@ Noob: yes, it does. There was a review in HobbyHifi, and they showed the effect of shorting this winding or connecting it to the amp (in parallel, as I recall) on inmpedance and FR. Harmonic distortion was also excellent, but they didn't say which connection they used for this. FR and CSD or this driver were typical for PA, i.e. poor.
@ Bill:
Go to www.e44.com, search for HM170Z2 and when the search result comes up, click on the blue "i" for information. You will get a screen which contains a javascript button that will display the pdf data sheet.
Do you have any comments on outside vs. inside full length sleeve? Any disadvantages other than slightly higher resistance?
Do you have any handwaiving argument as to why the effectiveness of a Faraday sleeve diminishes towards lower frequencies while the comp coils' does not? Even at LF, the current in the sleeve will mirror the current in the VC if coupling ratio and sleeve resistance permit. Coupling ratio is a question of geometry, so it does not change. However, inductance of both VC and sleeve fall, leaving the resistance as the limiting factor at LF. Am I on the right track?
Greetings,
Eric
@ Bill:
Go to www.e44.com, search for HM170Z2 and when the search result comes up, click on the blue "i" for information. You will get a screen which contains a javascript button that will display the pdf data sheet.
Do you have any comments on outside vs. inside full length sleeve? Any disadvantages other than slightly higher resistance?

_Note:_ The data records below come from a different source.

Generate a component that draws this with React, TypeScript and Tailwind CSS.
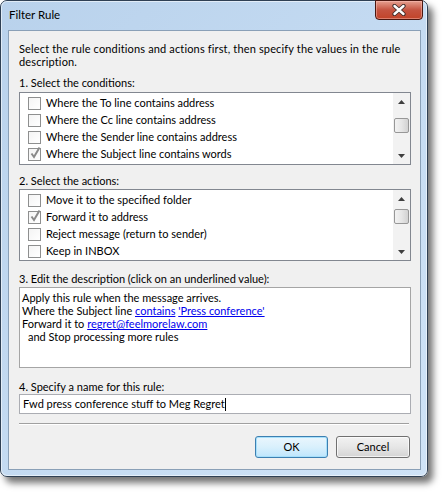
import React from "react";

const conditions = [
  { label: "Where the To line contains address", checked: false },
  { label: "Where the Cc line contains address", checked: false },
  { label: "Where the Sender line contains address", checked: false },
  { label: "Where the Subject line contains words", checked: true },
];

const actions = [
  { label: "Move it to the specified folder", checked: false },
  { label: "Forward it to address", checked: true },
  { label: "Reject message (return to sender)", checked: false },
  { label: "Keep in INBOX", checked: false },
];

function CheckBox({ checked }: { checked: boolean }) {
  return (
    <div className="relative w-[13px] h-[13px] shrink-0 border border-[#8e8f8f] bg-gradient-to-br from-[#f4f4f4] to-white">
      {checked && (
        <svg
          width="13"
          height="13"
          viewBox="0 0 13 13"
          className="absolute left-[0px] top-[-2px] overflow-visible"
        >
          <path d="M2.5 6.5 L5 10 L10.5 0.5" fill="none" stroke="#8a8a8a" strokeWidth="2" />
        </svg>
      )}
    </div>
  );
}

function Arrow({ up }: { up: boolean }) {
  return (
    <svg width="7" height="4" viewBox="0 0 7 4">
      <polygon points={up ? "0,4 3.5,0 7,4" : "0,0 3.5,4 7,0"} fill="#3f3f3f" />
    </svg>
  );
}

function ScrollBar({ thumbTop }: { thumbTop: number }) {
  return (
    <div className="w-[17px] h-full bg-[#f2f2f2] flex flex-col items-center shrink-0">
      <div className="h-[17px] w-full flex items-center justify-center">
        <Arrow up />
      </div>
      <div
        className="w-[15px] h-[15px] rounded-[2px] border border-[#979797] bg-gradient-to-r from-[#f2f2f2] via-[#e6e6e6] to-[#d2d2d2]"
        style={{ marginTop: thumbTop }}
      />
      <div className="flex-1" />
      <div className="h-[17px] w-full flex items-center justify-center">
        <Arrow up={false} />
      </div>
    </div>
  );
}

function CheckList({
  items,
  height,
  thumbTop,
}: {
  items: { label: string; checked: boolean }[];
  height: string;
  thumbTop: number;
}) {
  return (
    <div className={`w-[392px] ${height} border border-[#828790] bg-white flex`}>
      <div className="flex-1 pt-[2px] pl-[8px]">
        {items.map((it) => (
          <div key={it.label} className="h-[17px] flex items-center gap-[5px]">
            <CheckBox checked={it.checked} />
            <span>{it.label}</span>
          </div>
        ))}
      </div>
      <ScrollBar thumbTop={thumbTop} />
    </div>
  );
}

function Link({ children }: { children: React.ReactNode }) {
  return <span className="text-[#0000ee] underline underline-offset-[1px]">{children}</span>;
}

export default function App() {
  return (
    <div className="w-[444px] h-[492px] bg-white font-['Lato',sans-serif] text-[11px] text-black">
      <div className="relative w-[428px] h-[477px] rounded-[7px] border border-[#2f4054] bg-gradient-to-br from-[#b9d2ec] to-[#cfe3f7] shadow-[5px_6px_7px_rgba(0,0,0,0.55)] flex flex-col">
        <div className="absolute inset-0 rounded-[6px] shadow-[inset_0_0_0_1px_rgba(255,255,255,0.55)] pointer-events-none" />

        {/* Title bar */}
        <div className="h-[29px] flex items-center pl-[8px] pb-[2px]">
          <span className="leading-none text-[11.5px]">Filter Rule</span>
        </div>

        {/* Close button */}
        <div className="absolute top-[-1px] right-[4px] w-[48px] h-[20px] rounded-b-[4px] border border-[#4a1710] bg-gradient-to-b from-[#e5a090] via-[#c55340] to-[#c14328] shadow-[inset_0_0_0_1px_rgba(255,200,190,0.45)] flex items-center justify-center">
          <svg width="14" height="12" viewBox="0 0 14 12">
            <path d="M2.5 2 L11.5 10 M11.5 2 L2.5 10" stroke="#3a2a28" strokeWidth="4.2" strokeLinecap="round" />
            <path d="M2.5 2 L11.5 10 M11.5 2 L2.5 10" stroke="#ffffff" strokeWidth="2.4" strokeLinecap="round" />
          </svg>
        </div>

        {/* Client area */}
        <div className="ml-[7px] mr-[6px] mb-[6px] flex-1 border border-[#8aa0b7] bg-[#f0f0f0] px-[10px] flex flex-col">
          <p className="pt-[11px] leading-[13px] whitespace-nowrap tracking-[0.15px]">
            Select the rule conditions and actions first, then specify the values in the rule
            <br />
            description.
          </p>

          <div className="mt-[8px] h-[13px] leading-[13px]">1. Select the conditions:</div>
          <div className="mt-[3px]">
            <CheckList items={conditions} height="h-[73px]" thumbTop={8} />
          </div>

          <div className="mt-[9px] h-[13px] leading-[13px]">2. Select the actions:</div>
          <div className="mt-[2px]">
            <CheckList items={actions} height="h-[72px]" thumbTop={2} />
          </div>

          <div className="mt-[11px] h-[13px] leading-[13px]">
            3. Edit the description (click on an underlined value):
          </div>
          <div className="mt-[2px] w-[392px] h-[81px] border border-[#a5a5a5] bg-white pt-[3px] pl-[2px] leading-[13px]">
            <div>Apply this rule when the message arrives.</div>
            <div>
              Where the Subject line <Link>contains</Link> <Link>'Press conference'</Link>
            </div>
            <div>
              Forward it to <Link>regret@feelmorelaw.com</Link>
            </div>
            <div className="pl-[6px]">and Stop processing more rules</div>
          </div>

          <div className="mt-[12px] h-[13px] leading-[13px]">4. Specify a name for this rule:</div>
          <div className="mt-[1px] w-[392px] h-[20px] border border-[#abadb3] bg-white pl-[3px] flex items-center">
            <span>Fwd press conference stuff to Meg Regret</span>
            <span className="w-px h-[13px] bg-black" />
          </div>

          <div className="mt-[9px] w-[390px] border-t border-t-[#a0a0a0] border-b border-b-white" />

          <div className="mt-[11px] flex justify-end gap-[8px]">
            <button className="w-[73px] h-[22px] rounded-[3px] border border-[#3c7fb1] bg-gradient-to-b from-[#eaf6fd] via-[#d9f0fc] to-[#bee6fd] shadow-[inset_0_0_0_1px_#a7e0fb] flex items-center justify-center">
              OK
            </button>
            <button className="w-[74px] h-[22px] rounded-[3px] border border-[#707070] bg-gradient-to-b from-[#f2f2f2] via-[#e6e6e6] to-[#d4d4d4] shadow-[inset_0_0_0_1px_rgba(255,255,255,0.7)] flex items-center justify-center">
              Cancel
            </button>
          </div>
        </div>
      </div>
    </div>
  );
}
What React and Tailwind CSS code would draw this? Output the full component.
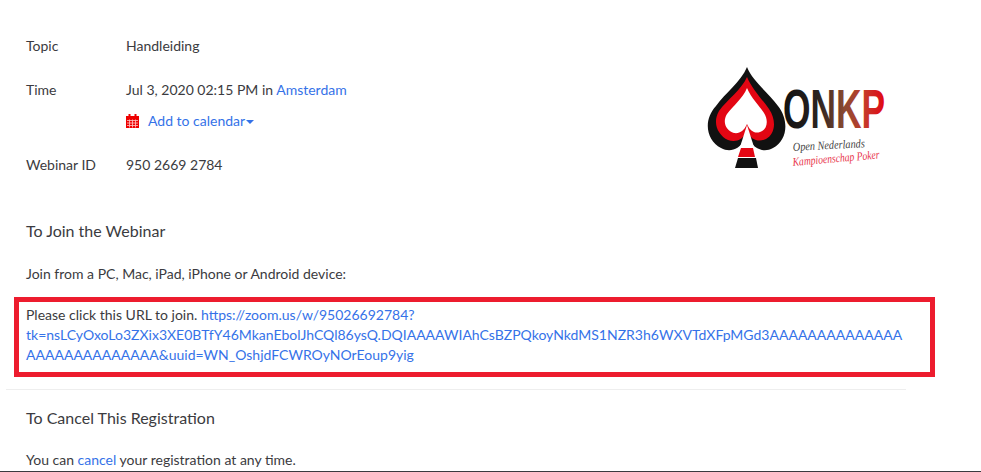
import React from "react";

function CalIcon() {
  return (
    <svg width="14" height="15" viewBox="0 0 14 15" className="mr-2">
      <rect x="0" y="2" width="13" height="12" fill="#ee0000" />
      <rect x="2.5" y="0" width="2" height="3" fill="#ee0000" />
      <rect x="8.5" y="0" width="2" height="3" fill="#ee0000" />
      <path d="M1 6.5h11M1 9h11M1 11.5h11M3.5 5.5v8M6.5 5.5v8M9.5 5.5v8" stroke="#ffc0c0" strokeWidth="0.8" />
    </svg>
  );
}

function Logo() {
  return (
    <svg width="210" height="125" viewBox="0 0 210 125" className="block">
      <defs>
        <linearGradient id="onkp" x1="0" x2="1" y1="0" y2="0">
          <stop offset="0" stopColor="#111111" />
          <stop offset="0.35" stopColor="#2a2320" />
          <stop offset="0.6" stopColor="#8a4a32" />
          <stop offset="0.8" stopColor="#c53a2a" />
          <stop offset="1" stopColor="#e30613" />
        </linearGradient>
      </defs>
      <path d="M57 12C63 27 79 38 88 51C99 65 98 85 83 93C74 98 65 94 60 86L57 78L54 86C49 94 40 98 31 93C16 85 13 65 26 51C35 38 51 27 57 12Z" fill="#111111" />
      <path d="M57 22C62 34 72 44 79 54C87 66 85 79 76 84C68 88 61 84 58 78L57 76L56 78C53 84 46 88 38 85C28 80 22 68 29 56C37 45 52 34 57 22Z" fill="#e30613" />
      <path d="M57 33C61 43 69 50 74 58C79 66 77 75 70 77C64 79 60 75 58 71L57 69L56 71C54 75 50 79 44 78C36 76 32 67 37 59C43 51 53 43 57 33Z" fill="#ffffff" />
      <path d="M57 70L64 92L50 92Z" fill="#ffffff" />
      <path d="M51 93L63 93L65 102L48 102Z" fill="#e30613" />
      <path d="M48 103L66 103L68 113L45 113Z" fill="#111111" />
      <text x="0" y="0" transform="translate(93 73) scale(0.93 1.44)" fontFamily="'Liberation Sans', sans-serif" fontWeight="700" fontSize="38" fill="url(#onkp)">ONKP</text>
      <text x="103" y="96" transform="rotate(-3 103 96)" textLength="72" lengthAdjust="spacingAndGlyphs" fontFamily="'Liberation Serif', serif" fontStyle="italic" fontSize="12" fill="#444444">Open Nederlands</text>
      <text x="103" y="111" transform="rotate(-5 103 111)" textLength="87" lengthAdjust="spacingAndGlyphs" fontFamily="'Liberation Serif', serif" fontStyle="italic" fontSize="12" fill="#e8344a">Kampioenschap Poker</text>
    </svg>
  );
}

export default function App() {
  return (
    <div className="h-[472px] w-[981px] overflow-hidden bg-white border-b border-[#3a3a3f] font-['Lato','Liberation_Sans',sans-serif] text-[14px] leading-[20px] text-[#3b3b40]">
      <div className="flex justify-between w-[874px] ml-[26px] pt-[36px] h-[184px]">
        <div className="w-[500px]">
          <div className="flex">
            <div className="w-[100px]">Topic</div>
            <div>Handleiding</div>
          </div>
          <div className="flex mt-[24px]">
            <div className="w-[100px]">Time</div>
            <div>
              <div>
                Jul 3, 2020 02:15 PM in <span className="text-[#3572e8]">Amsterdam</span>
              </div>
              <div className="flex items-center mt-[11px] text-[#3572e8]">
                <CalIcon />
                <span>Add to calendar</span>
                <span className="ml-[1px] mt-[1px] border-x-[4px] border-x-transparent border-t-[4px] border-t-[#3572e8]" />
              </div>
            </div>
          </div>
          <div className="flex mt-[24px]">
            <div className="w-[100px]">Webinar ID</div>
            <div>950 2669 2784</div>
          </div>
        </div>
        <div className="mt-[19px]">
          <Logo />
        </div>
      </div>

      <div className="mt-[36px] ml-[26px] text-[16px] leading-[22px]">To Join the Webinar</div>
      <div className="mt-[22px] ml-[26px]">Join from a PC, Mac, iPad, iPhone or Android device:</div>

      <div className="mt-[13px] ml-[14px] w-[921px] h-[80px] border-[5px] border-[#ed1c2e] pl-[7px] pt-[3px] whitespace-nowrap">
        Please click this URL to join.{" "}
        <span className="text-[#3572e8]">
          https://zoom.us/w/95026692784?
          <br />
          tk=nsLCyOxoLo3ZXix3XE0BTfY46MkanEbolJhCQl86ysQ.DQIAAAAWIAhCsBZPQkoyNkdMS1NZR3h6WXVTdXFpMGd3AAAAAAAAAAAAAA
          <br />
          AAAAAAAAAAAAAA&amp;uuid=WN_OshjdFCWROyNOrEoup9yig
        </span>
      </div>

      <div className="mt-[12px] ml-[6px] w-[900px] border-t border-[#eeeeee]" />
      <div className="mt-[17px] ml-[26px] text-[16px] leading-[22px]">To Cancel This Registration</div>
      <div className="mt-[21px] ml-[26px]">
        You can <span className="text-[#3572e8]">cancel</span> your registration at any time.
      </div>
    </div>
  );
}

Do you have any handwaiving argument as to why the effectiveness of a Faraday sleeve diminishes towards lower frequencies while the comp coils' does not? Even at LF, the current in the sleeve will mirror the current in the VC if coupling ratio and sleeve resistance permit. Coupling ratio is a question of geometry, so it does not change. However, inductance of both VC and sleeve fall, leaving the resistance as the limiting factor at LF. Am I on the right track?
Greetings,
Eric
capslock said:
Yes, it looks like it. Take a look at here formula 21a at page 21
http://www.geocities.com/pirimoglu/Articles/FaradayRingsVoiceCoilImpedance.pdf
That formula assumes there is perfect coupling between voice coil and shorting ring.
If I rearrange the terms in that 21a, the imaginary part of the voice coil impedance becomes:
Img(Z) = w Lvc [1 - (1 / (((Rsr / (w Lsr ))^2) + 1) ]
Lvc is voice coil inductance, Rsr is shorting ring's resistance, Lsr is shorting rings inductance, w is angular frequency, i.e 2xpixf.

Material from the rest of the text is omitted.